Heller: Sometimes it takes someone who looks similar for the message to be even able to get in the door. Privilege comes with it power. You must use your power in the way that is best suited for you. I will turn everything into a justice conversation. It could be about traffic, and I would say if we had better public transit, but they don’t want cities to connect suburbs because of racial tension and policies throughout history. Just because I’ve been doing this work doesn’t mean that I’m not going to commit racial harm either intentionally or unintentionally. Knowing that I’m still going to stumble, but that I’m committed to changing and to doing the work is how I get people to join in and have those types of conversations with me.
Weaver: What is the decentering whiteness?
Heller: Decentering whiteness is centering the voices of the community that you’re trying to advocate with and for. We should be amplifying like a megaphone. I’m here to be a megaphone for folks across all types of communities, whether it’s an LGBTQ community, whether it’s a Latinx community. I can use my voice as an amplifier, not as the message itself and centering Black artists. I talk to white folks about showing up for Black folks in America, the way that you show up for Black NBA. We have folks that love J. Cole or they love watching LeBron James play, but then when those same folks lives are being threatened by police or by societal injustices they are silent. I always ask people to keep that energy. Black folks shouldn’t have to be give you something, entertainment, music profits, for you to care about and advocate for them.
Weaver: What should people who are looking for employment think about before interviewing?
Heller: Asking questions that relates to your identity is important:
- How am I going to be supported during emergency situations?
- Will I be granted that time off for holidays that are not federally recognized or that will that become an issue?
- If I plan to have a child, how does that look and fit into my career here?
- What does the leadership team look like? Are there opportunities for me to grow into a leadership position?
- How does feedback work at a company or organization? How do I bring up a concern to you? And then how is it handled?
- How can my identity further the mission statement of this organization?
Weaver: What are the selling points needed to attract someone to join a company?
Heller: Asking how we can show up for you in your entirety. Making sure that I’m centering what you need and who you are. Generations before, color blindness was key to being inclusive but that denies huge parts of who people are–denying culture, history, and the political implications of who you are. A supervisor, interviewer, an executive at a company asking that question lets the worker know you’re seeing them.
Weaver: What is one thing I need to avoid doing or saying?

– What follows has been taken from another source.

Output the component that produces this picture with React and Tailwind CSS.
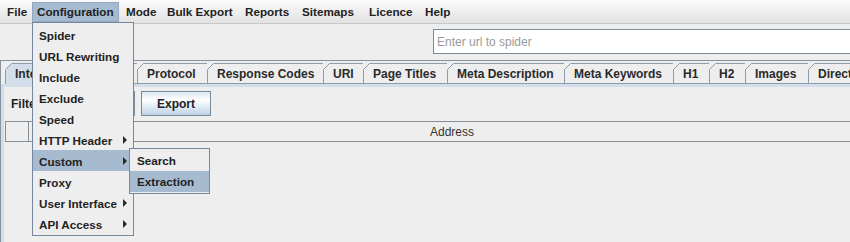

Heller: Our generations are noticing that there are toxic work environments where your quality of like or your evaluations are based on productivity: how much did you produce for us this week? You don’t build an enterprise without other folks. You need to make sure that you’re investing in folks that are here in the now and letting them know. I’m here for you as a person. I don’t want to rate you as doing a good job this week because you completed 50 tasks and then not tell employee B that they also did a good job because they only completed 25. That person may have had a grandmother that passed away due to a cancer fight that person may have just had a rough day. We want to make sure that we’re holding people accountable, but we also have to humanize folks.
Weaver: What do you think would be the most impactful way that an individual could address a person that’s white centering?
Heller: Calling people in versus calling them out. You can pull them in and speak to them if you’re a white employee recognizing a harmful act being perpetrated by another white employee to someone of color or a woman or any minority group in the workplace. I would also approach the employee that you’re worried or concerned for. Instead of speaking up for them ask how they need to be advocated for as well. Having that type of conversation with people is critical.